Unter 9.5 ist beim Kündigungsrecht wieder von der „Änderung des Preises“ die Rede. Also nach Ihrer vorigen Definition aus 9.1 samt EEG- und KWK-Umlage. Nirgendwo ist hier die Rede vom Netto-Preis.

In den Ausnahmen vom Kündigungsrecht unter 9.2 [3] ist nur die Rede von der Umsatz- und der Stromsteuer. Nicht von den beiden Umlagen, um die es bei meinem Anliegen geht.

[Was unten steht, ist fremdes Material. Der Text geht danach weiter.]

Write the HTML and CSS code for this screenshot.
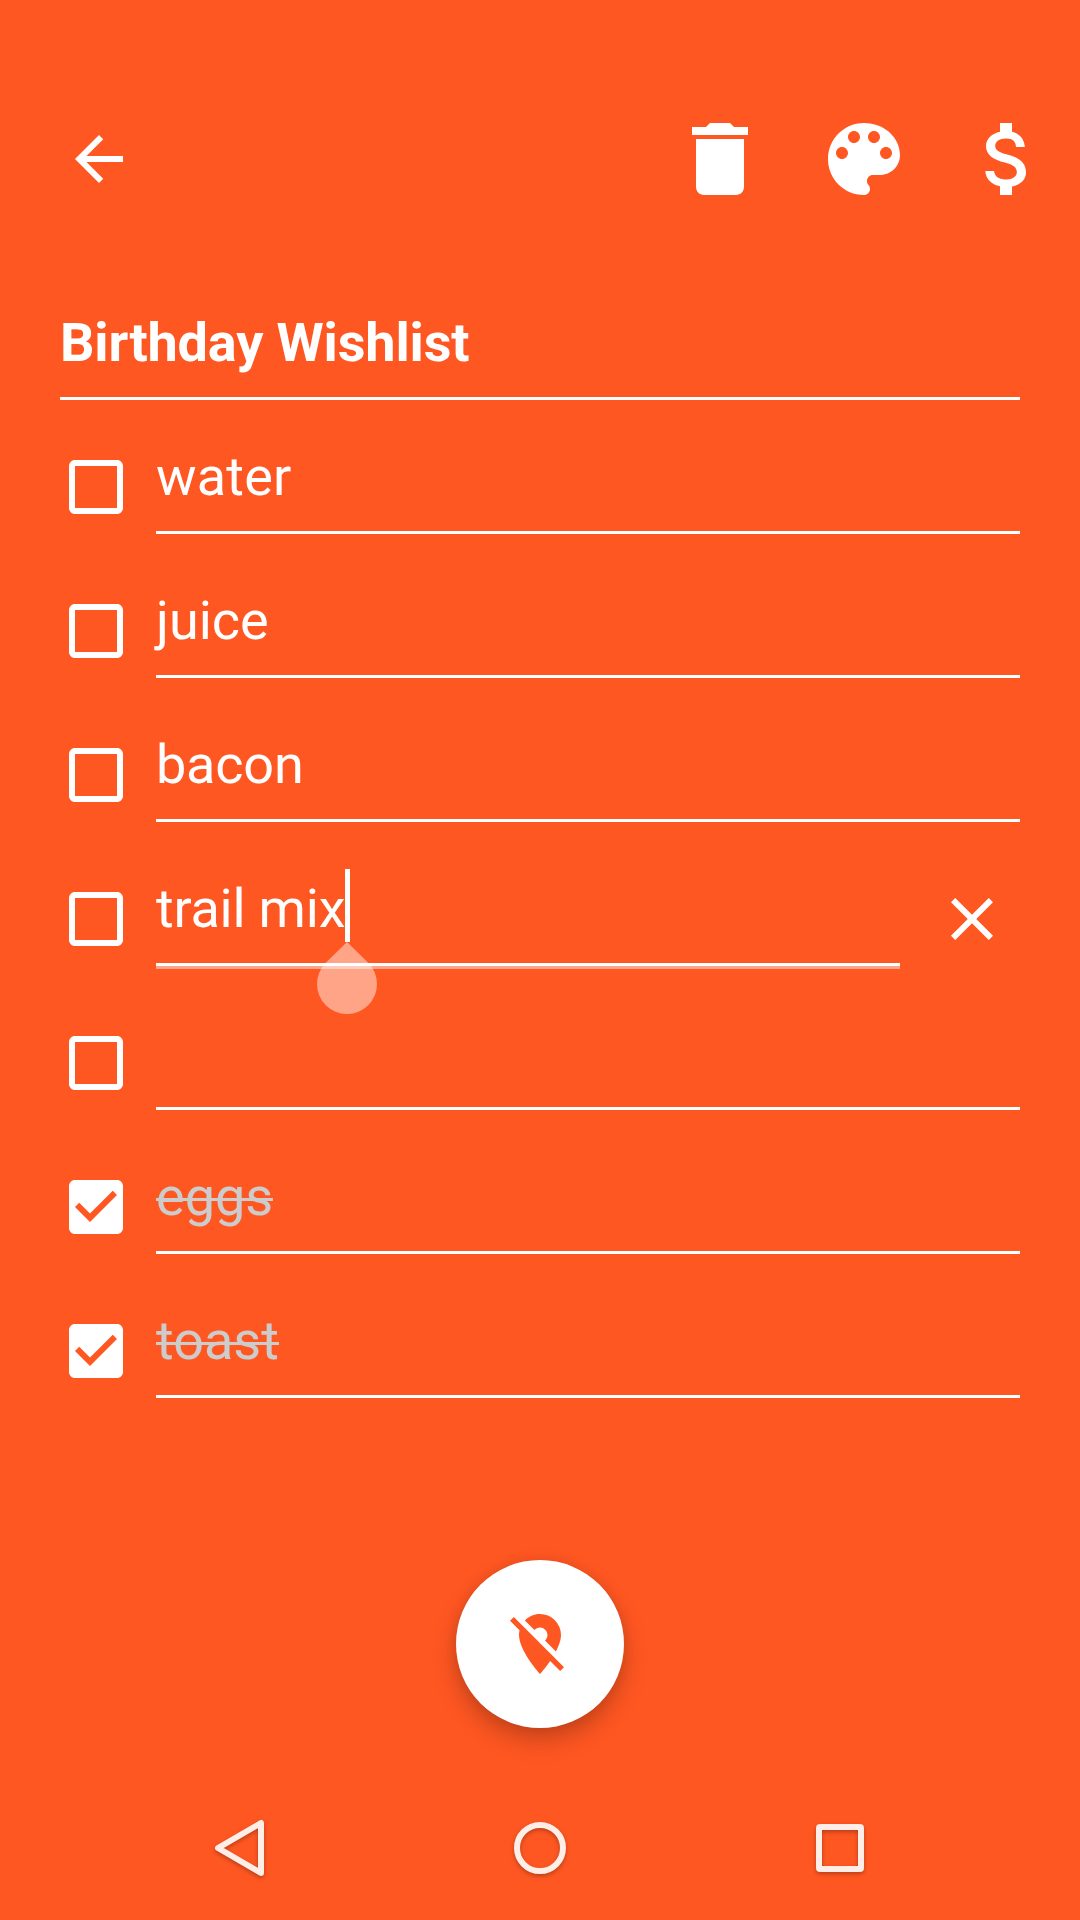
FILE: index.html
```html
<!DOCTYPE html>
<html lang="en">
<head>
<meta charset="utf-8">
<title>Birthday Wishlist</title>
<link rel="stylesheet" href="styles.css">
</head>
<body>
<svg class="defs" width="0" height="0" aria-hidden="true">
  <symbol id="box" viewBox="0 0 24 24"><path d="M19 5v14H5V5h14m0-2H5c-1.1 0-2 .9-2 2v14c0 1.1.9 2 2 2h14c1.1 0 2-.9 2-2V5c0-1.1-.9-2-2-2z"/></symbol>
  <symbol id="box-checked" viewBox="0 0 24 24"><path d="M19 3H5c-1.11 0-2 .9-2 2v14c0 1.1.89 2 2 2h14c1.11 0 2-.9 2-2V5c0-1.1-.89-2-2-2zm-9 14l-5-5 1.41-1.41L10 14.17l7.59-7.59L19 8l-9 9z"/></symbol>
</svg>

<header class="toolbar">
  <svg class="icon back" viewBox="0 0 24 24"><path d="M20 11H7.83l5.59-5.59L12 4l-8 8 8 8 1.41-1.41L7.83 13H20v-2z"/></svg>
  <div class="actions">
    <svg class="icon-large" viewBox="0 0 24 24"><path d="M6 19c0 1.1.9 2 2 2h8c1.1 0 2-.9 2-2V7H6v12zM19 4h-3.5l-1-1h-5l-1 1H5v2h14V4z"/></svg>
    <svg class="icon-large" viewBox="0 0 24 24"><path d="M12 3c-4.97 0-9 4.03-9 9s4.03 9 9 9c.83 0 1.5-.67 1.5-1.5 0-.39-.15-.74-.39-1.01-.23-.26-.38-.61-.38-.99 0-.83.67-1.5 1.5-1.5H16c2.76 0 5-2.24 5-5 0-4.42-4.03-8-9-8zm-5.500 9c-.83 0-1.500-.67-1.500-1.500S5.670 9 6.500 9 8 9.670 8 10.500 7.330 12 6.500 12zm3-4C8.670 8 8 7.330 8 6.500S8.670 5 9.500 5s1.500.67 1.500 1.500S10.330 8 9.500 8zm5 0c-.83 0-1.500-.67-1.500-1.500S13.670 5 14.500 5s1.500.67 1.500 1.500S15.330 8 14.500 8zm3 4c-.83 0-1.500-.67-1.500-1.500S16.670 9 17.500 9s1.500.67 1.500 1.500-.67 1.500-1.500 1.500z"/></svg>
    <svg class="icon-large" viewBox="0 0 24 24"><path d="M11.800 10.900c-2.270-.59-3-1.200-3-2.150 0-1.090 1.010-1.850 2.700-1.850 1.780 0 2.440.85 2.500 2.100h2.210c-.07-1.720-1.120-3.300-3.210-3.810V3h-3v2.160c-1.940.42-3.500 1.680-3.500 3.610 0 2.310 1.910 3.460 4.700 4.130 2.500.6 3 1.480 3 2.410 0 .69-.49 1.790-2.700 1.790-2.060 0-2.870-.92-2.980-2.100h-2.200c.12 2.190 1.760 3.420 3.680 3.830V21h3v-2.150c1.950-.37 3.500-1.500 3.500-3.550 0-2.840-2.430-3.810-4.700-4.400z"/></svg>
  </div>
</header>

<main class="note">
  <h1 class="title">Birthday Wishlist</h1>
  <ul class="items">
    <li class="item"><svg class="icon"><use href="#box"/></svg><div class="field"><span class="text loose">water</span></div></li>
    <li class="item"><svg class="icon"><use href="#box"/></svg><div class="field"><span class="text">juice</span></div></li>
    <li class="item"><svg class="icon"><use href="#box"/></svg><div class="field"><span class="text tight">bacon</span></div></li>
    <li class="item">
      <svg class="icon"><use href="#box"/></svg>
      <div class="field focused"><span class="text tight">trail mix<span class="caret"><svg class="handle" viewBox="0 0 60 72"><path d="M30 0L51.210 20.790A30 30 0 1 1 8.790 20.790Z"/></svg></span></span></div>
      <svg class="icon remove" viewBox="0 0 24 24"><path d="M19 6.410L17.590 5 12 10.590 6.410 5 5 6.410 10.590 12 5 17.590 6.410 19 12 13.410 17.590 19 19 17.590 13.410 12z"/></svg>
    </li>
    <li class="item"><svg class="icon"><use href="#box"/></svg><div class="field"><span class="text"></span></div></li>
    <li class="item done"><svg class="icon"><use href="#box-checked"/></svg><div class="field"><span class="text">eggs</span></div></li>
    <li class="item done"><svg class="icon"><use href="#box-checked"/></svg><div class="field"><span class="text">toast</span></div></li>
  </ul>
</main>

<div class="fab">
  <svg class="icon" viewBox="0 0 24 24"><path d="M16.370 16.100L11.750 11.470L11.640 11.360L3.270 3L2 4.270L5.180 7.450C5.060 7.950 5 8.460 5 9C5 14.250 12 22 12 22C12 22 13.670 20.150 15.370 17.650L18.730 21L20 19.730M12 6.500A2.500 2.500 0 0 1 14.500 9C14.500 9.730 14.170 10.390 13.670 10.850L17.300 14.500C18.280 12.620 19 10.680 19 9A7 7 0 0 0 12 2C10 2 8.240 2.820 6.960 4.140L10.150 7.330C10.610 6.820 11.260 6.500 12 6.500Z"/></svg>
</div>

<nav class="navbar">
  <svg viewBox="0 0 72 72"><path d="M57 11V61L14 36Z"/></svg>
  <svg viewBox="0 0 72 72"><circle cx="36" cy="36" r="23"/></svg>
  <svg viewBox="0 0 72 72"><path class="outline" d="M16 12H56a4 4 0 0 1 4 4V56a4 4 0 0 1-4 4H16a4 4 0 0 1-4-4V16a4 4 0 0 1 4-4ZM18 18V54H54V18Z"/></svg>
</nav>
</body>
</html>
```

FILE: styles.css
```css
* {
  box-sizing: border-box;
}

body {
  display: flex;
  flex-direction: column;
  align-items: stretch;
  width: 1080px;
  height: 1920px;
  margin: 0;
  overflow: hidden;
  background: #ff5722;
  color: #fff;
  font-family: Roboto, sans-serif;
  font-size: 54px;
  line-height: 64px;
}

svg {
  display: block;
  flex: none;
  fill: currentColor;
}

.defs {
  position: absolute;
}

.icon {
  width: 72px;
  height: 72px;
}

.icon-large {
  width: 96px;
  height: 96px;
}

.toolbar {
  display: flex;
  align-items: center;
  justify-content: space-between;
  height: 168px;
  margin-top: 75px;
  padding: 0 24px 0 63px;
}

.actions {
  display: flex;
  gap: 48px;
}

.note {
  flex: 1;
  padding: 68px 60px 0;
}

.title {
  height: 89px;
  margin: 0 0 15px;
  border-bottom: 3px solid #fff;
  font-size: 54px;
  font-weight: 700;
  letter-spacing: -0.15px;
}

.items {
  margin: 0;
  padding: 0;
  list-style: none;
}

.item {
  display: flex;
  align-items: center;
  height: 144px;
}

.field {
  flex: 1;
  align-self: stretch;
  height: 119px;
  margin-left: 24px;
  padding-top: 30px;
  border-bottom: 3px solid #fff;
}

.focused {
  box-shadow: 0 3px rgba(255, 255, 255, 0.46);
}

.text {
  position: relative;
  white-space: nowrap;
}

.tight {
  letter-spacing: -0.22px;
}

.loose {
  letter-spacing: 0.2px;
}

.caret {
  position: absolute;
  top: -8px;
  right: -5px;
  width: 5px;
  height: 73px;
  background: #fff;
}

.handle {
  position: absolute;
  top: 73px;
  left: -28px;
  width: 60px;
  height: 72px;
  opacity: 0.46;
}

.remove {
  margin: 0 12px 0 36px;
}

.done .text {
  color: #ccc;
}

.done .text::after {
  content: "";
  position: absolute;
  top: 33px;
  left: 0;
  right: 0;
  height: 3px;
  background: currentColor;
}

.fab {
  display: flex;
  align-items: center;
  justify-content: center;
  align-self: center;
  width: 168px;
  height: 168px;
  margin-bottom: 48px;
  border-radius: 50%;
  background: #fff;
  color: #ff5722;
  box-shadow: 0 12px 24px rgba(0, 0, 0, 0.22), 0 0 12px rgba(0, 0, 0, 0.08);
}

.navbar {
  display: flex;
  align-items: center;
  justify-content: center;
  gap: 228px;
  height: 144px;
}

.navbar svg {
  width: 72px;
  height: 72px;
  fill: none;
  stroke: #ffede7;
  stroke-width: 6;
  stroke-linejoin: round;
  filter: drop-shadow(0 2px 2px rgba(0, 0, 0, 0.28));
}

.navbar .outline {
  fill: #ffede7;
  fill-rule: evenodd;
  stroke: none;
}
```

Bitte erklären Sie mir jetzt bitte, warum Sie mir dieses Kündigungsrecht zum 31. Dezember 2011 nach den Allgemeinen Bedingungen vom 1. August 2011 verweigern? Ich kündige ja nicht auf Grundlage der Netto-Preisgarantie, an die Sie sich ja tatsächlich halten, sondern auf der Grundlage der Allgemeinen Bedingungen. Das habe ich aber von Anfang an auch so kommuniziert.
Freundliche Grüße

So eine Kündigung macht richtig Arbeit. Aber das war offenbar zu viel. Jetzt versteht Herr T. keinen Spaß mehr. Am 1. Dezember schreibt er, dass ich ihn jetzt in Ruhe lassen soll.

Guten Tag Herr Hechler,

vielen Dank Ihre Nachricht.

Rechtlich relevant ist nicht die Definition des Wortes „Preis“, sondern die gesonderte Preisanpassungsklausel. Diese ist auch deutlicher hervorgehoben und formuliert. Aus dem Grund ist nicht davon auszugehen, dass die Netto-Preisgarantie sich abstrahiert auf einen andere AGB-Klausel bezieht. Die Netto-Preisgarantie ist aus der Preisanpassungsklausel abzuleiten, nicht aus einer der Übrigen.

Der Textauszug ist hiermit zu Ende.